After correction of the p-values by the Bonferroni method, some large and significant values of the two LD measurements (D’ and r2) were found both between unlinked and linked markers, preventing any distinction between associations based on a physical link between markers and those created by the structure. Therefore, the genomic control approach (adaptation of the significance limit to the number of associations detected between unlinked markers) appears to be less efficient and may lead to a large number of false negatives. This observation is one of the greatest criticisms of this model advanced by Yu et al.
. Moreover, this approach estimates that structure has the same effect at any point of the genome
The structured association approach proposed by Pritchard et al.
 seems to be more efficient than the genomic control. Nevertheless, the degree of kinship in the populations studied, as shown by the diversity trees obtained (particularly for DG GP), indicates that a share of the confounding effect of genetic structuring is not taken into account in this model. Consequently, it seems that the model best adapted to the species and populations in our study is the mixed model proposed by Yu et al.
. This approach has shown its power and its superior control of false positives when compared to other methods using simulated data.
These association study models are becoming increasingly efficient, and we seem to be arriving at a critical point in the development of these approaches. Even so, particular attention must be given to the choice of traits studied and their distribution within the sample on which association studies are performed. Indeed, by correcting the structure effect, there is a risk of not being able to detect traits that would have a distribution superimposed on the population structure
Which target populations should be used for association studies?

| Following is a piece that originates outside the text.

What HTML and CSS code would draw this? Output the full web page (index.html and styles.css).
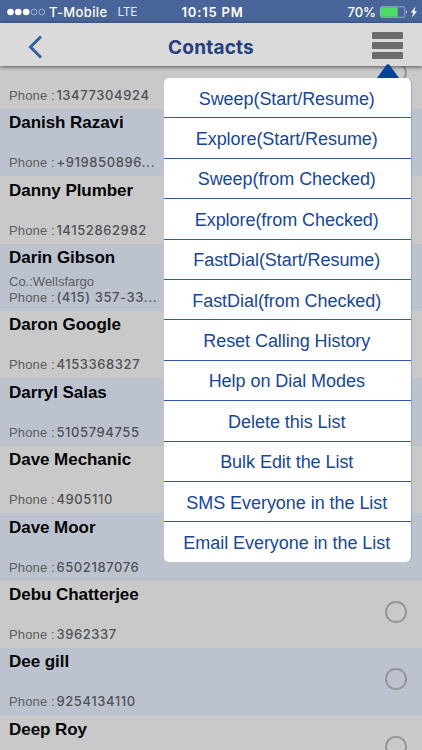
FILE: index.html
```html
<!DOCTYPE html>
<html lang="en">
<head>
<meta charset="utf-8">
<title>Contacts</title>
<link rel="stylesheet" href="styles.css">
</head>
<body>
<div class="screen">
  <div class="status">
    <div class="carrier">
      <svg class="signal" width="39" height="8" viewBox="0 0 39 8"><g fill="#fff"><circle cx="3.5" cy="4" r="3.3"/><circle cx="11.3" cy="4" r="3.3"/><circle cx="19.2" cy="4" r="3.3"/></g><g fill="none" stroke="#b4c1da" stroke-width=".8"><circle cx="27" cy="4" r="2.9"/><circle cx="34.8" cy="4" r="2.9"/></g></svg>
      <span class="provider">T-Mobile</span><span class="network">LTE</span>
    </div>
    <span class="time">10:15 PM</span>
    <div class="power">
      <span>70%</span>
      <svg width="38" height="14" viewBox="0 0 38 14"><rect x=".5" y="1.8" width="24.3" height="10.5" rx="1.5" fill="none" stroke="#a5b8d2" stroke-width=".9"/><path d="M1 2.3h16.7v9.5H1z" fill="#4cdb64"/><path d="M26 5q1.700 2 0 4z" fill="#dce5f2"/><path d="M35.500 1.500l-4.700 6.100h2.500L32 12.600l5-6.300h-2.600z" fill="#fff"/></svg>
    </div>
  </div>
  <header class="header">
    <svg class="back" width="16" height="24" viewBox="0 0 16 24"><path d="M14 1.500L3.500 12l10.500 10.500" fill="none" stroke="#34609f" stroke-width="3"/></svg>
    <h1>Contacts</h1>
    <div class="burger"><i></i><i></i><i></i></div>
  </header>
  <main class="list">
    <div class="contact"><div class="name"></div><div class="company"></div><div class="phone">Phone :<b>13477304924</b></div><span class="radio"></span></div>
    <div class="contact"><div class="name">Danish Razavi</div><div class="company"></div><div class="phone">Phone :<b>+919850896...</b></div><span class="radio"></span></div>
    <div class="contact"><div class="name">Danny Plumber</div><div class="company"></div><div class="phone">Phone :<b>14152862982</b></div><span class="radio"></span></div>
    <div class="contact"><div class="name">Darin Gibson</div><div class="company">Co.:Wellsfargo</div><div class="phone">Phone :<b>(415) 357-33...</b></div><span class="radio"></span></div>
    <div class="contact"><div class="name">Daron Google</div><div class="company"></div><div class="phone">Phone :<b>4153368327</b></div><span class="radio"></span></div>
    <div class="contact"><div class="name">Darryl Salas</div><div class="company"></div><div class="phone">Phone :<b>5105794755</b></div><span class="radio"></span></div>
    <div class="contact"><div class="name">Dave Mechanic</div><div class="company"></div><div class="phone">Phone :<b>4905110</b></div><span class="radio"></span></div>
    <div class="contact"><div class="name">Dave Moor</div><div class="company"></div><div class="phone">Phone :<b>6502187076</b></div><span class="radio"></span></div>
    <div class="contact"><div class="name">Debu Chatterjee</div><div class="company"></div><div class="phone">Phone :<b>3962337</b></div><span class="radio"></span></div>
    <div class="contact"><div class="name">Dee gill</div><div class="company"></div><div class="phone">Phone :<b>9254134110</b></div><span class="radio"></span></div>
    <div class="contact"><div class="name">Deep Roy</div><span class="radio"></span></div>
  </main>
  <svg class="pointer" width="22" height="14" viewBox="0 0 22 14"><path d="M0 14L9 1.500Q11-1 13 1.500L22 14z" fill="#07429a"/></svg>
  <nav class="menu">
    <div>Sweep(Start/Resume)</div>
    <div>Explore(Start/Resume)</div>
    <div>Sweep(from Checked)</div>
    <div>Explore(from Checked)</div>
    <div>FastDial(Start/Resume)</div>
    <div>FastDial(from Checked)</div>
    <div>Reset Calling History</div>
    <div>Help on Dial Modes</div>
    <div>Delete this List</div>
    <div>Bulk Edit the List</div>
    <div>SMS Everyone in the List</div>
    <div>Email Everyone in the List</div>
  </nav>
</div>
</body>
</html>
```
FILE: styles.css
```css
* { box-sizing: border-box; }
body { margin: 0; font-family: "Liberation Sans", Arial, sans-serif; }
.screen { position: relative; width: 422px; height: 750px; overflow: hidden; background: #c9c9c9; display: flex; flex-direction: column; }

.status { flex: none; height: 23px; background: #486498; color: #fff; display: grid; grid-template-columns: 1fr auto 1fr; align-items: center; padding: 1px 4px 0 7px; font: 600 13px/20px Inter, sans-serif; }
.carrier { display: flex; align-items: center; }
.signal { margin-right: 3px; }
.provider { font-weight: 500; letter-spacing: .35px; }
.network { font-weight: 400; font-size: 12px; margin-left: 10px; letter-spacing: -.3px; color: #e3e9f3; }
.time { letter-spacing: .8px; }
.power { display: flex; align-items: center; justify-content: flex-end; gap: 4px; font-weight: 500; font-size: 13px; }

.header { flex: none; position: relative; z-index: 1; height: 43px; background: #dadada; box-shadow: 0 1px 4px rgba(0,0,0,.6); display: grid; grid-template-columns: 1fr auto 1fr; align-items: center; padding: 5px 19px 0 27px; }
.header h1 { margin: 2px 8px 0 0; font: 700 19px/24px Inter, sans-serif; letter-spacing: .2px; color: #253f7c; }
.burger { justify-self: end; display: grid; gap: 3px; padding-bottom: 3px; }
.burger i { width: 31px; height: 7px; border-radius: 1px; background: #6c6c6c; }

.list { margin-top: -24.600px; }
.contact { position: relative; height: 67.400px; padding: 4.400px 9px 0; background: #c9c9c9; }
.contact:nth-child(even) { background: #bcc3cf; }
.name { height: 26px; font-weight: 700; font-size: 17px; line-height: 20px; letter-spacing: -.05px; color: #050506; }
.company { height: 15px; font-size: 13px; line-height: 15px; color: #5c5d60; }
.phone { font-size: 13px; line-height: 16px; letter-spacing: .15px; color: #5c5d60; white-space: nowrap; }
.phone b { margin-left: 1.500px; font: 500 13px/16px Inter, sans-serif; letter-spacing: .6px; color: #505155; }
.radio { position: absolute; right: 15.500px; top: 20.500px; width: 21.500px; height: 21.500px; border: 2px solid #969696; border-radius: 50%; }

.pointer { position: absolute; z-index: 2; left: 377px; top: 64px; }
.menu { position: absolute; z-index: 3; left: 163.500px; top: 78px; width: 247.500px; height: 484px; background: #fff; border-radius: 5px; box-shadow: .5px 0 0 #668abd; display: grid; grid-template-rows: repeat(12, 40.400px); overflow: hidden; }
.menu div { display: flex; align-items: center; justify-content: center; padding: 3px 1px 0 0; border-bottom: 1px solid #2f5ba8; font-size: 18px; letter-spacing: -.05px; color: #174796; white-space: nowrap; }
.menu div:last-child { border-bottom: 0; }
```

The purpose of our work was to make an initial assessment of the LD at the pan-genomic level in C. canephora. We thus discovered considerable variation in the LD between populations. The DGs comprising natural populations, such as GP or C, appear to have a moderate to high LD, at approximately 5 to 25 cM. In these DGs, it seems feasible to carry out genome-wide scan type studies. Nevertheless, given the stochasticity of the LD between LGs and its sensitivity to low allele frequencies, we have certain reservations regarding this type of approach, notably when using highly polymorphic multi-allelic microsatellite markers.
The DGs comprising improved populations, such as SG2, seemed to have undergone substantial genetic mixing with greater diversity and a virtually undetectable LD on the scale at which we worked. Consequently, this type of population seems more suited to regional or candidate gene type approaches.
To conclude, the current association study models can be used to consider structure and kinship effects, enabling this type of approach for use even with composite and structured samples.
Which approach for association studies in Coffea canephora?
For most of the considered DGs, a high density of markers is required to perform association studies. Using SNPs in additions to the SSR should be of great value.
Considering ongoing work on SNP discovery and genotyping by sequencing in coffee, a high number of markers will likely be obtained in the short term. Then, genome-wide association studies (GWAS) can be easily applied to populations used in breeding processes, such as populations involved in the RRS in the Ivory Coast. In countries such as Uganda, GWAS should be applied to the entire germplasm used for breeding for tolerance to Coffee wilt disease (CWD). Therefore, the candidate gene approach should only be used in very low LD populations or for specific purposes.